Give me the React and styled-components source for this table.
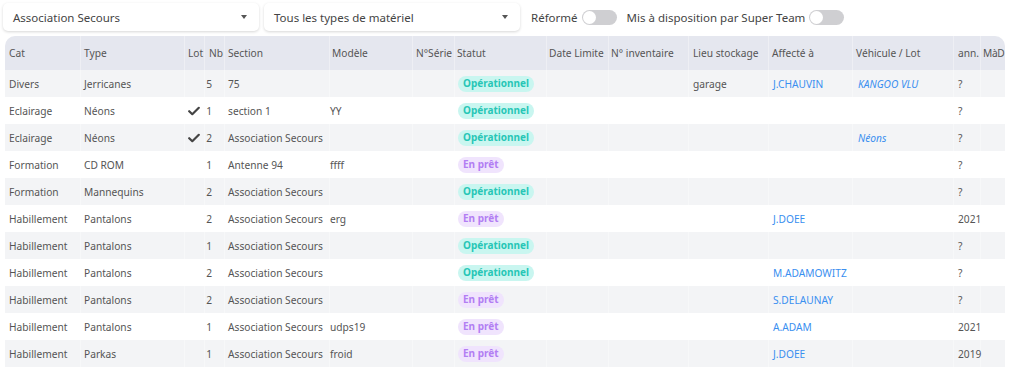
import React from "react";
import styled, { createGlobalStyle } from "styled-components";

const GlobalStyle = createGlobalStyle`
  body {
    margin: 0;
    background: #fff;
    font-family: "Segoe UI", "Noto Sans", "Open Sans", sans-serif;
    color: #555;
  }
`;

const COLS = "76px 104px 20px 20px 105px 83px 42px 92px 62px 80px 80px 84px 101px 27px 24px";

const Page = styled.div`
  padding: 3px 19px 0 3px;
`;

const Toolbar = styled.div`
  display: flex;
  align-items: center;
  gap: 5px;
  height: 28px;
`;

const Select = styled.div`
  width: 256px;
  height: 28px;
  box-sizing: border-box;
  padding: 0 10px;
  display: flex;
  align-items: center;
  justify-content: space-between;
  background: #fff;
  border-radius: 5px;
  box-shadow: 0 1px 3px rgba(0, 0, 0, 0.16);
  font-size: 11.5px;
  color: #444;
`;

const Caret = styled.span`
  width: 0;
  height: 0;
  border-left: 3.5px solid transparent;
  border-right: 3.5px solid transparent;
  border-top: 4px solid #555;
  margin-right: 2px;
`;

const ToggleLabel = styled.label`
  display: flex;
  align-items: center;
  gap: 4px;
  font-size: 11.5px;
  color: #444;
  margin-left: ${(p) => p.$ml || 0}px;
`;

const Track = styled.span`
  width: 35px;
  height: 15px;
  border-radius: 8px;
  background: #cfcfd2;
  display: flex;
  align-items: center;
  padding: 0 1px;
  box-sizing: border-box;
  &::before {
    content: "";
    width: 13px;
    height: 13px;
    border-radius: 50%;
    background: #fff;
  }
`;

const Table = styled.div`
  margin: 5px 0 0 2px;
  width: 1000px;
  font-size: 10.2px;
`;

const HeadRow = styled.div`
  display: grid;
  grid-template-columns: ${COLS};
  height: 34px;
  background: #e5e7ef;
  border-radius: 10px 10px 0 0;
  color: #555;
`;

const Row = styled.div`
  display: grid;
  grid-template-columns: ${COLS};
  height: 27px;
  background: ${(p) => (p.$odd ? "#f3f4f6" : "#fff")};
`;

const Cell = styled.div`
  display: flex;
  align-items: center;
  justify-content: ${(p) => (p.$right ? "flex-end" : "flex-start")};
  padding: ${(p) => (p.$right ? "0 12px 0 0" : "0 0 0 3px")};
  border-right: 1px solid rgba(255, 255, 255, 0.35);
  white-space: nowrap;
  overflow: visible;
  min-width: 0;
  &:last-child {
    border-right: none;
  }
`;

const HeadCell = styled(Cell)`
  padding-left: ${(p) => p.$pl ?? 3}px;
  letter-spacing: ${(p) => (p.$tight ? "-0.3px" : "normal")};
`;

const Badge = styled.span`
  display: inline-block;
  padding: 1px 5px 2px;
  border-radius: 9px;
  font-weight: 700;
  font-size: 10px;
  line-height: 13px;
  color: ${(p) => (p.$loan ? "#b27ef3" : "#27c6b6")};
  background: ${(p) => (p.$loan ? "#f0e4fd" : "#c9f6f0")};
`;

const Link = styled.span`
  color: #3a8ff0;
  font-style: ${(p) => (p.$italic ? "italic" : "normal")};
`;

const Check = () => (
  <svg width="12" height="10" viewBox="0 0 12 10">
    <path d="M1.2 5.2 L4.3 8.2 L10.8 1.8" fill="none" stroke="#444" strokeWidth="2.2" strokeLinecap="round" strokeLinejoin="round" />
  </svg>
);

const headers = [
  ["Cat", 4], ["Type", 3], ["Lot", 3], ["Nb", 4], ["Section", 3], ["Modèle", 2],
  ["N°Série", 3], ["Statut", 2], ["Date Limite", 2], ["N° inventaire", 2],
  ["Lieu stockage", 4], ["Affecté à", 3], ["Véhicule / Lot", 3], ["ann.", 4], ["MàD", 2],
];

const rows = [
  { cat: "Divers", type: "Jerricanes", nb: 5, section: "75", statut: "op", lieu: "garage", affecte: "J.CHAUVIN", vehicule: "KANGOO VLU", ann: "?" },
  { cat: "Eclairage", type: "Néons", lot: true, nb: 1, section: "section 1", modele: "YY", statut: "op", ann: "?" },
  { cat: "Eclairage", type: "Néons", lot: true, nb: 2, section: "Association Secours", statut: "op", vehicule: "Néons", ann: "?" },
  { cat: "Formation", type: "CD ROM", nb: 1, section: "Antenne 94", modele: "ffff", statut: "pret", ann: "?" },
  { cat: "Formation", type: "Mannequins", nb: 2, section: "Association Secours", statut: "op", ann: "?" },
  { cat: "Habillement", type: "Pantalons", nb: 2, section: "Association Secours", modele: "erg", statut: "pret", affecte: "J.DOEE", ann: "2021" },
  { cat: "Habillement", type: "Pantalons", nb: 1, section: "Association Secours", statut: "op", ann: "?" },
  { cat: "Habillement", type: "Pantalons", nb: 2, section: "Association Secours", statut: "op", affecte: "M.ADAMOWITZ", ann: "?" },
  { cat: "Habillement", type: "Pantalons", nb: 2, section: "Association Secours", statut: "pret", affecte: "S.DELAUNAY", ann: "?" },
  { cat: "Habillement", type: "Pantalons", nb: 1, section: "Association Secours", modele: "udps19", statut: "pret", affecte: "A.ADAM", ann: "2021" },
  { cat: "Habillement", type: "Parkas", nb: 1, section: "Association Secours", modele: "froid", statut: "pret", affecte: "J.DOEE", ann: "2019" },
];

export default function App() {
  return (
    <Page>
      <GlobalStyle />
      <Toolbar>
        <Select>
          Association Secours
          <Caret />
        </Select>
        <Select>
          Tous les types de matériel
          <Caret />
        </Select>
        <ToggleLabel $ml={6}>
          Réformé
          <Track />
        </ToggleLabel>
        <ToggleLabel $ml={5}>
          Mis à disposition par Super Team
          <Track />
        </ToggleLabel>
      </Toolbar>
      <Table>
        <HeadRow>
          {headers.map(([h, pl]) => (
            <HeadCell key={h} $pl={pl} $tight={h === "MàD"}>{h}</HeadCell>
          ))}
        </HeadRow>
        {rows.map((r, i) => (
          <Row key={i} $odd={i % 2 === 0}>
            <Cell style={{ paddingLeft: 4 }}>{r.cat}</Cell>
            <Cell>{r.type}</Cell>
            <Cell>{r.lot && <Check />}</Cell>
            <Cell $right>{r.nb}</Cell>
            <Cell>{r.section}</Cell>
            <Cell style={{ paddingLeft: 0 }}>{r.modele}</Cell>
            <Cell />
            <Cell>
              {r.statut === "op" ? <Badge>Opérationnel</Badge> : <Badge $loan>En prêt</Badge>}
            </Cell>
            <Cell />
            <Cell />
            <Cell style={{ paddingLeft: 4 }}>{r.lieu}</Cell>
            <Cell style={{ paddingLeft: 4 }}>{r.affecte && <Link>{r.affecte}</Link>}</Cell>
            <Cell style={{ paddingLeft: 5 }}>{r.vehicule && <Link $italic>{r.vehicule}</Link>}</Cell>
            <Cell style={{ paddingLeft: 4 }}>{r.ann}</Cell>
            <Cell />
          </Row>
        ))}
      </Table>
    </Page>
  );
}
+++
### Exercise task
Omit every picture, then repeat the remaining data exactly as it appears above.

### Solution below
Give me the React and styled-components source for this table.
import React from "react";
import styled, { createGlobalStyle } from "styled-components";

const GlobalStyle = createGlobalStyle`
  body {
    margin: 0;
    background: #fff;
    font-family: "Segoe UI", "Noto Sans", "Open Sans", sans-serif;
    color: #555;
  }
`;

const COLS = "76px 104px 20px 20px 105px 83px 42px 92px 62px 80px 80px 84px 101px 27px 24px";

const Page = styled.div`
  padding: 3px 19px 0 3px;
`;

const Toolbar = styled.div`
  display: flex;
  align-items: center;
  gap: 5px;
  height: 28px;
`;

const Select = styled.div`
  width: 256px;
  height: 28px;
  box-sizing: border-box;
  padding: 0 10px;
  display: flex;
  align-items: center;
  justify-content: space-between;
  background: #fff;
  border-radius: 5px;
  box-shadow: 0 1px 3px rgba(0, 0, 0, 0.16);
  font-size: 11.5px;
  color: #444;
`;

const Caret = styled.span`
  width: 0;
  height: 0;
  border-left: 3.5px solid transparent;
  border-right: 3.5px solid transparent;
  border-top: 4px solid #555;
  margin-right: 2px;
`;

const ToggleLabel = styled.label`
  display: flex;
  align-items: center;
  gap: 4px;
  font-size: 11.5px;
  color: #444;
  margin-left: ${(p) => p.$ml || 0}px;
`;

const Track = styled.span`
  width: 35px;
  height: 15px;
  border-radius: 8px;
  background: #cfcfd2;
  display: flex;
  align-items: center;
  padding: 0 1px;
  box-sizing: border-box;
  &::before {
    content: "";
    width: 13px;
    height: 13px;
    border-radius: 50%;
    background: #fff;
  }
`;

const Table = styled.div`
  margin: 5px 0 0 2px;
  width: 1000px;
  font-size: 10.2px;
`;

const HeadRow = styled.div`
  display: grid;
  grid-template-columns: ${COLS};
  height: 34px;
  background: #e5e7ef;
  border-radius: 10px 10px 0 0;
  color: #555;
`;

const Row = styled.div`
  display: grid;
  grid-template-columns: ${COLS};
  height: 27px;
  background: ${(p) => (p.$odd ? "#f3f4f6" : "#fff")};
`;

const Cell = styled.div`
  display: flex;
  align-items: center;
  justify-content: ${(p) => (p.$right ? "flex-end" : "flex-start")};
  padding: ${(p) => (p.$right ? "0 12px 0 0" : "0 0 0 3px")};
  border-right: 1px solid rgba(255, 255, 255, 0.35);
  white-space: nowrap;
  overflow: visible;
  min-width: 0;
  &:last-child {
    border-right: none;
  }
`;

const HeadCell = styled(Cell)`
  padding-left: ${(p) => p.$pl ?? 3}px;
  letter-spacing: ${(p) => (p.$tight ? "-0.3px" : "normal")};
`;

const Badge = styled.span`
  display: inline-block;
  padding: 1px 5px 2px;
  border-radius: 9px;
  font-weight: 700;
  font-size: 10px;
  line-height: 13px;
  color: ${(p) => (p.$loan ? "#b27ef3" : "#27c6b6")};
  background: ${(p) => (p.$loan ? "#f0e4fd" : "#c9f6f0")};
`;

const Link = styled.span`
  color: #3a8ff0;
  font-style: ${(p) => (p.$italic ? "italic" : "normal")};
`;

const Check = () => (
  <svg width="12" height="10" viewBox="0 0 12 10">
    <path d="M1.2 5.2 L4.3 8.2 L10.8 1.8" fill="none" stroke="#444" strokeWidth="2.2" strokeLinecap="round" strokeLinejoin="round" />
  </svg>
);

const headers = [
  ["Cat", 4], ["Type", 3], ["Lot", 3], ["Nb", 4], ["Section", 3], ["Modèle", 2],
  ["N°Série", 3], ["Statut", 2], ["Date Limite", 2], ["N° inventaire", 2],
  ["Lieu stockage", 4], ["Affecté à", 3], ["Véhicule / Lot", 3], ["ann.", 4], ["MàD", 2],
];

const rows = [
  { cat: "Divers", type: "Jerricanes", nb: 5, section: "75", statut: "op", lieu: "garage", affecte: "J.CHAUVIN", vehicule: "KANGOO VLU", ann: "?" },
  { cat: "Eclairage", type: "Néons", lot: true, nb: 1, section: "section 1", modele: "YY", statut: "op", ann: "?" },
  { cat: "Eclairage", type: "Néons", lot: true, nb: 2, section: "Association Secours", statut: "op", vehicule: "Néons", ann: "?" },
  { cat: "Formation", type: "CD ROM", nb: 1, section: "Antenne 94", modele: "ffff", statut: "pret", ann: "?" },
  { cat: "Formation", type: "Mannequins", nb: 2, section: "Association Secours", statut: "op", ann: "?" },
  { cat: "Habillement", type: "Pantalons", nb: 2, section: "Association Secours", modele: "erg", statut: "pret", affecte: "J.DOEE", ann: "2021" },
  { cat: "Habillement", type: "Pantalons", nb: 1, section: "Association Secours", statut: "op", ann: "?" },
  { cat: "Habillement", type: "Pantalons", nb: 2, section: "Association Secours", statut: "op", affecte: "M.ADAMOWITZ", ann: "?" },
  { cat: "Habillement", type: "Pantalons", nb: 2, section: "Association Secours", statut: "pret", affecte: "S.DELAUNAY", ann: "?" },
  { cat: "Habillement", type: "Pantalons", nb: 1, section: "Association Secours", modele: "udps19", statut: "pret", affecte: "A.ADAM", ann: "2021" },
  { cat: "Habillement", type: "Parkas", nb: 1, section: "Association Secours", modele: "froid", statut: "pret", affecte: "J.DOEE", ann: "2019" },
];

export default function App() {
  return (
    <Page>
      <GlobalStyle />
      <Toolbar>
        <Select>
          Association Secours
          <Caret />
        </Select>
        <Select>
          Tous les types de matériel
          <Caret />
        </Select>
        <ToggleLabel $ml={6}>
          Réformé
          <Track />
        </ToggleLabel>
        <ToggleLabel $ml={5}>
          Mis à disposition par Super Team
          <Track />
        </ToggleLabel>
      </Toolbar>
      <Table>
        <HeadRow>
          {headers.map(([h, pl]) => (
            <HeadCell key={h} $pl={pl} $tight={h === "MàD"}>{h}</HeadCell>
          ))}
        </HeadRow>
        {rows.map((r, i) => (
          <Row key={i} $odd={i % 2 === 0}>
            <Cell style={{ paddingLeft: 4 }}>{r.cat}</Cell>
            <Cell>{r.type}</Cell>
            <Cell>{r.lot && <Check />}</Cell>
            <Cell $right>{r.nb}</Cell>
            <Cell>{r.section}</Cell>
            <Cell style={{ paddingLeft: 0 }}>{r.modele}</Cell>
            <Cell />
            <Cell>
              {r.statut === "op" ? <Badge>Opérationnel</Badge> : <Badge $loan>En prêt</Badge>}
            </Cell>
            <Cell />
            <Cell />
            <Cell style={{ paddingLeft: 4 }}>{r.lieu}</Cell>
            <Cell style={{ paddingLeft: 4 }}>{r.affecte && <Link>{r.affecte}</Link>}</Cell>
            <Cell style={{ paddingLeft: 5 }}>{r.vehicule && <Link $italic>{r.vehicule}</Link>}</Cell>
            <Cell style={{ paddingLeft: 4 }}>{r.ann}</Cell>
            <Cell />
          </Row>
        ))}
      </Table>
    </Page>
  );
}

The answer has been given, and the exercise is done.